The magical tour actually begins immediately after disembarking from the vaporetto (water buses) onto the Piazzale St. Maria Elisabetta, when Swiss artist Alessandro Lo Monaco’s 12-foot-high, aluminum, Plexiglas and neon-constructed sculpture, Homeland Security Advisory Signal, confronts the viewer. Blurring the distinction between art, advertising and propaganda, this deceptively simple, post-modern totem pole, color-coded to indicate the likelihood of a terrorist attack, chillingly reminds us that we’re still under siege—caught, if you will, between the mechanisms of both government and terrorists. A few yards away, on the Piazzetta Lepanto, the mood switches from troubled thoughts to the pointed humor of Bench, Alex Bellan’s 14-foot-high, impossible to sit on, white park bench.

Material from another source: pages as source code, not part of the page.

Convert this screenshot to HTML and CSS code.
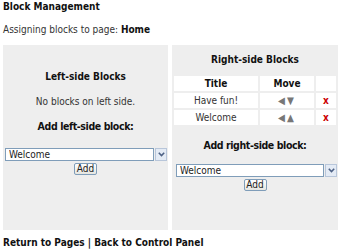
FILE: index.html
```html
<!DOCTYPE html>
<html>

<head>
    <title>Block Management</title>
    <link rel="stylesheet" href="styles.css">
</head>

<body>
    <h1>Block Management</h1>
    <p class="intro">Assigning blocks to page: <b>Home</b></p>

    <div class="columns">
        <div class="panel panel-left">
            <h2>Left-side Blocks</h2>
            <p class="empty">No blocks on left side.</p>
            <h3>Add left-side block:</h3>
            <div class="picker">
                <select><option>Welcome</option></select>
                <span class="arrow">
                    <svg width="7" height="5" viewBox="0 0 7 5"><path d="M0.8 0.8l2.7 2.7 2.7-2.7" fill="none" stroke="#4d6185" stroke-width="1.6"/></svg>
                </span>
            </div>
            <button class="add">Add</button>
        </div>

        <div class="panel panel-right">
            <h2>Right-side Blocks</h2>
            <table class="blocks">
                <tr>
                    <th class="col-title">Title</th>
                    <th class="col-move">Move</th>
                    <th class="col-del"></th>
                </tr>
                <tr>
                    <td>Have fun!</td>
                    <td class="move">&#9664;&#9660;</td>
                    <td class="del">x</td>
                </tr>
                <tr>
                    <td>Welcome</td>
                    <td class="move">&#9664;&#9650;</td>
                    <td class="del">x</td>
                </tr>
            </table>
            <h3>Add right-side block:</h3>
            <div class="picker">
                <select><option>Welcome</option></select>
                <span class="arrow">
                    <svg width="7" height="5" viewBox="0 0 7 5"><path d="M0.8 0.8l2.7 2.7 2.7-2.7" fill="none" stroke="#4d6185" stroke-width="1.6"/></svg>
                </span>
            </div>
            <button class="add">Add</button>
        </div>
    </div>

    <p class="footer"><a href="#">Return to Pages</a> | <a href="#">Back to Control Panel</a></p>
</body>

</html>
```

FILE: styles.css
```css
body {
    font-family: "DejaVu Sans Condensed", "DejaVu Sans", Verdana, sans-serif;
    font-size: 10px;
    color: #333;
    margin: 0;
    padding: 1px 2px 0 3px;
    background: #fff;
}

h1 {
    font-size: 10px;
    font-weight: bold;
    color: #111;
    margin: 0 0 11px;
    line-height: 12px;
}

.intro {
    margin: 0 0 9px;
    line-height: 12px;
}

.intro b {
    color: #111;
}

.columns {
    display: grid;
    grid-template-columns: 165px 166px;
    gap: 4px;
    height: 185px;
}

.panel {
    background: #eeeeee;
    text-align: center;
}

.panel-left {
    padding: 26px 0 0;
}

.panel-right {
    padding: 9px 0 0;
}

h2 {
    font-size: 10px;
    font-weight: bold;
    color: #111;
    margin: 0 0 13px;
    line-height: 12px;
}

.panel-right h2 {
    margin-bottom: 8px;
}

h3 {
    font-size: 10.5px;
    font-weight: bold;
    color: #111;
    letter-spacing: -0.4px;
    margin: 0 0 15px;
    line-height: 13px;
}

.panel-right h3 {
    margin-bottom: 12px;
}

.empty {
    margin: 0 0 12px;
    line-height: 12px;
}

.blocks {
    width: 100%;
    border-spacing: 2px;
    margin: 0 0 12px;
}

.blocks th,
.blocks td {
    background: #fff;
    height: 15px;
    padding: 0;
    font-size: 10px;
    line-height: 15px;
}

.blocks th {
    color: #111;
}

.col-title {
    width: 84px;
}

.col-del {
    width: 20px;
}

.move {
    color: #777;
    font-size: 8px;
    letter-spacing: 2px;
}

.del {
    color: #c00;
    font-weight: bold;
}

.picker {
    display: flex;
    height: 13px;
    margin: 0 1px 2px 2px;
}

.panel-right .picker {
    margin-left: 4px;
}

.picker select {
    appearance: none;
    flex: 1;
    height: 13px;
    border: 1px solid #7f9db9;
    background: #fff;
    font-family: "DejaVu Sans Condensed", "DejaVu Sans", Verdana, sans-serif;
    font-size: 10px;
    line-height: 11px;
    color: #222;
    padding: 0 3px;
    margin: 0;
}

.arrow {
    width: 10px;
    height: 11px;
    border: 1px solid #b8c6da;
    background: #e4ebf5;
    display: flex;
    align-items: center;
    justify-content: center;
    margin-left: 1px;
}

.add {
    font-family: "DejaVu Sans Condensed", "DejaVu Sans", Verdana, sans-serif;
    font-size: 10px;
    color: #222;
    height: 12px;
    width: 23px;
    padding: 0;
    line-height: 10px;
    border: 1px solid #7f9db9;
    border-radius: 2px;
    background: linear-gradient(#fff, #e6e6e0);
}

.footer {
    margin: 7px 0 0;
    font-weight: bold;
    line-height: 12px;
    color: #111;
}

.footer a {
    color: #111;
    text-decoration: none;
}
```
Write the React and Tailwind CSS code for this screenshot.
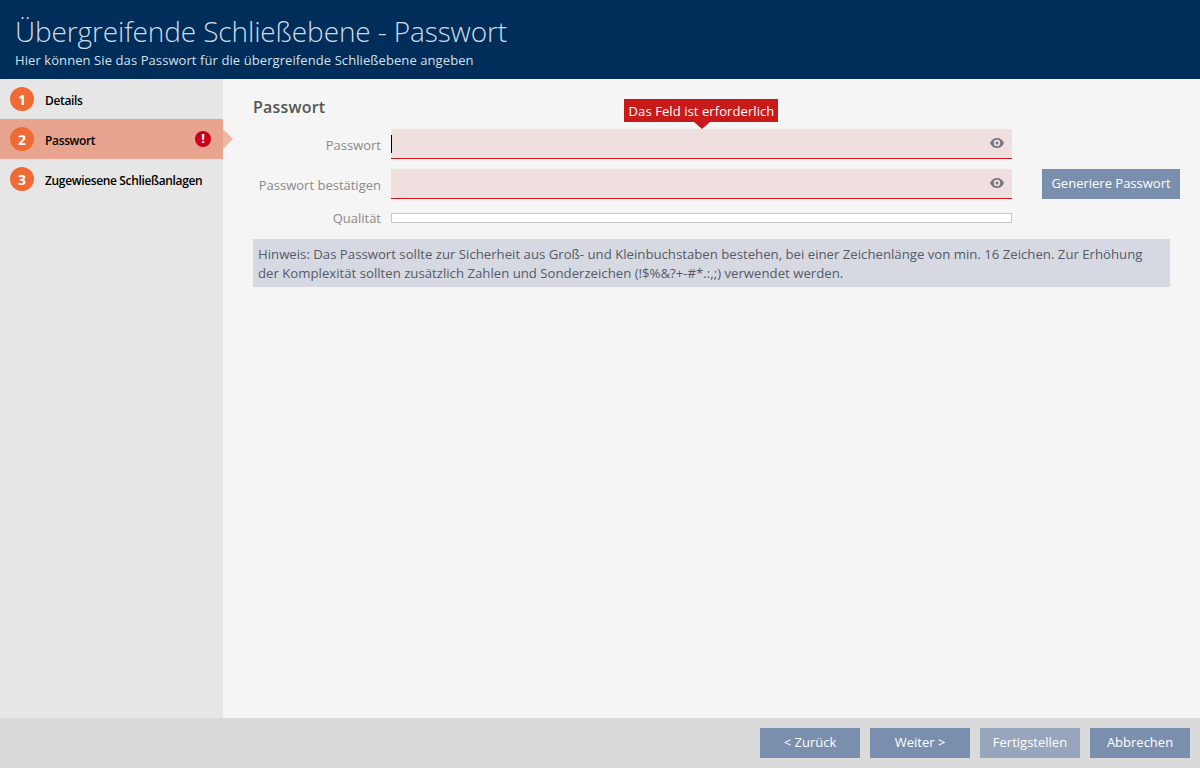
import React from 'react';

const steps = [
  { n: 1, label: 'Details' },
  { n: 2, label: 'Passwort', active: true, error: true },
  { n: 3, label: 'Zugewiesene Schließanlagen' },
];

function Eye() {
  return (
    <svg width="14" height="10" viewBox="0 0 14 10" className="text-[#77777f] mb-[1px]">
      <path fill="currentColor" fillRule="evenodd" d="M7 0C3.8 0 1.2 2 0 5c1.2 3 3.8 5 7 5s5.800-2 7-5c-1.200-3-3.800-5-7-5Zm0 1.800a3.200 3.200 0 1 1 0 6.400 3.200 3.200 0 0 1 0-6.400Z" />
      <circle cx="7" cy="5" r="1.500" fill="currentColor" />
    </svg>
  );
}

function StepRow({ step }) {
  return (
    <div className={`h-10 flex items-center pl-[10px] pr-3 relative ${step.active ? 'bg-[#e9a48f]' : ''}`}>
      <div className="w-6 h-6 rounded-full bg-[#f06a36] text-white text-[14px] font-bold flex items-center justify-center shrink-0">
        {step.n}
      </div>
      <div className="ml-[11px] pt-[3px] text-[12px] tracking-[-0.35px] font-semibold text-black flex-1 whitespace-nowrap">{step.label}</div>
      {step.error && (
        <div className="w-4 h-4 rounded-full bg-[#c8001e] text-white text-[13px] font-bold flex items-center justify-center">!</div>
      )}
      {step.active && (
        <div className="absolute left-full top-[10px] w-0 h-0 border-y-[10px] border-y-transparent border-l-[10px] border-l-[#f0b6a4]" />
      )}
    </div>
  );
}

function PasswordInput({ children }) {
  return (
    <div className="h-[30px] bg-[#f0dfdf] border-b border-[#d01818] flex items-center justify-end pr-[8px] relative">
      {children}
      <Eye />
    </div>
  );
}

function Button({ children, disabled, className = '' }) {
  return (
    <button className={`h-[30px] text-[13px] text-white whitespace-nowrap ${disabled ? 'bg-[#97a6bc]' : 'bg-[#7a8fae]'} ${className}`}>
      {children}
    </button>
  );
}

function Label({ children }) {
  return <label className="text-[13px] leading-[18px] text-[#8a8a8a] text-right pt-[2px]">{children}</label>;
}

export default function App() {
  return (
    <div className="w-[1200px] h-[768px] flex flex-col overflow-hidden bg-[#f5f5f5] font-['Open_Sans',sans-serif]">
      <header className="h-[79px] bg-[#002d5a] pl-[15px] shrink-0">
        <div className="text-[28px] font-light text-[#cfdbe6] leading-[38px] pt-[12px] h-[51px] tracking-[-0.12px]">Übergreifende Schließebene - Passwort</div>
        <div className="text-[13px] tracking-[0.085px] text-[#d5e0ea] leading-[18px]">Hier können Sie das Passwort für die übergreifende Schließebene angeben</div>
      </header>

      <div className="flex-1 flex min-h-0">
        <aside className="w-[223px] bg-[#e6e6e6] shrink-0">
          {steps.map(s => <StepRow key={s.n} step={s} />)}
        </aside>

        <main className="flex-1 pl-[30px] pr-[20px] pt-[17px]">
          <h2 className="text-[16px] tracking-[0.2px] font-semibold text-[#555555] leading-[22px] h-[33px]">Passwort</h2>

          <div className="grid grid-cols-[128px_621px_1fr] gap-x-[10px] gap-y-[10px] items-center">
            <Label>Passwort</Label>
            <PasswordInput>
              <div className="absolute left-0 top-[6px] w-px h-[18px] bg-black" />
              <div className="absolute left-[233px] -top-[30px] w-[154px] h-[23px] pl-[1px] bg-[#c91a1a] text-white text-[13px] tracking-[0.08px] leading-[24px] text-center whitespace-nowrap">
                Das Feld ist erforderlich
                <div className="absolute left-[70px] top-full w-0 h-0 border-x-[8px] border-x-transparent border-t-[7px] border-t-[#c91a1a]" />
              </div>
            </PasswordInput>
            <div />

            <Label>Passwort bestätigen</Label>
            <PasswordInput />
            <Button className="ml-[20px]">Generiere Passwort</Button>

            <label className="text-[13px] leading-[18px] text-[#8a8a8a] text-right">Qualität</label>
            <div className="h-[10px] bg-white border border-[#c8c8c8]" />
            <div />
          </div>

          <div className="mt-[12px] mr-[10px] h-[48px] bg-[#d6d9e2] px-[5px] pt-[6px] text-[13.2px] leading-[19px] text-[#555a66] whitespace-nowrap">
            Hinweis: Das Passwort sollte zur Sicherheit aus Groß- und Kleinbuchstaben bestehen, bei einer Zeichenlänge von min. 16 Zeichen. Zur Erhöhung
            <br />
            der Komplexität sollten zusätzlich Zahlen und Sonderzeichen (!$%&?+-#*.:,;) verwendet werden.
          </div>
        </main>
      </div>

      <footer className="h-[50px] bg-[#dadada] shrink-0 flex items-center justify-end gap-[10px] pr-[10px]">
        <Button className="w-[100px]">&lt; Zurück</Button>
        <Button className="w-[100px]">Weiter &gt;</Button>
        <Button className="w-[100px]" disabled>Fertigstellen</Button>
        <Button className="w-[100px]">Abbrechen</Button>
      </footer>
    </div>
  );
}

While most of the sculptures and installations are highly inventive (and, of course, weather-resistant) it is the surprising placement of each work—be it overlooking the beach, decorating the lushly planted walkways along the Lungomare G. Marconi (the island’s main street) or holding court in the lobbies and on the porticos of Lido’s most chic hotels—that sends our expectations over the top. It seems that our mood is changed by each successive work. Even before we arrive at Blue Moon, the combination entrance to the public beach/viewing deck, Giacomo Roccon’s Fallen Angel, a realistic, life-sized woman with long blond hair, stops us in our tracks; securely chained, wrapped in gauze and gently swaying from the steel beams of the deck, this cadaver looks frightfully real.
Further on down the road, John Henry’s Blue Rhapsody, arguably the only purely abstract sculpture in this exhibition, lightens our mood as we contemplate a refreshing medley of brightly painted, blue aluminum boards that resemble, in their assemblage, children’s Pick-Up-Sticks just before they hit the ground. Standing between the Hotel Westin Excelsior and the beach is Resi Girardello’s Danae’s Oracle, a startling, 14-foot-high, intricately hand-woven, wire bustier. Based on the Greek myth of the same name, this metaphorical, double-edged stunner—it shapes beauty while holding it prisoner—is also a cage that viewers can enter. Being the only interactive work of art in the exhibition, Girardello’s cage, a lovely and fun way to end our walk, and this article, became the exhibition’s prime photo-op stop.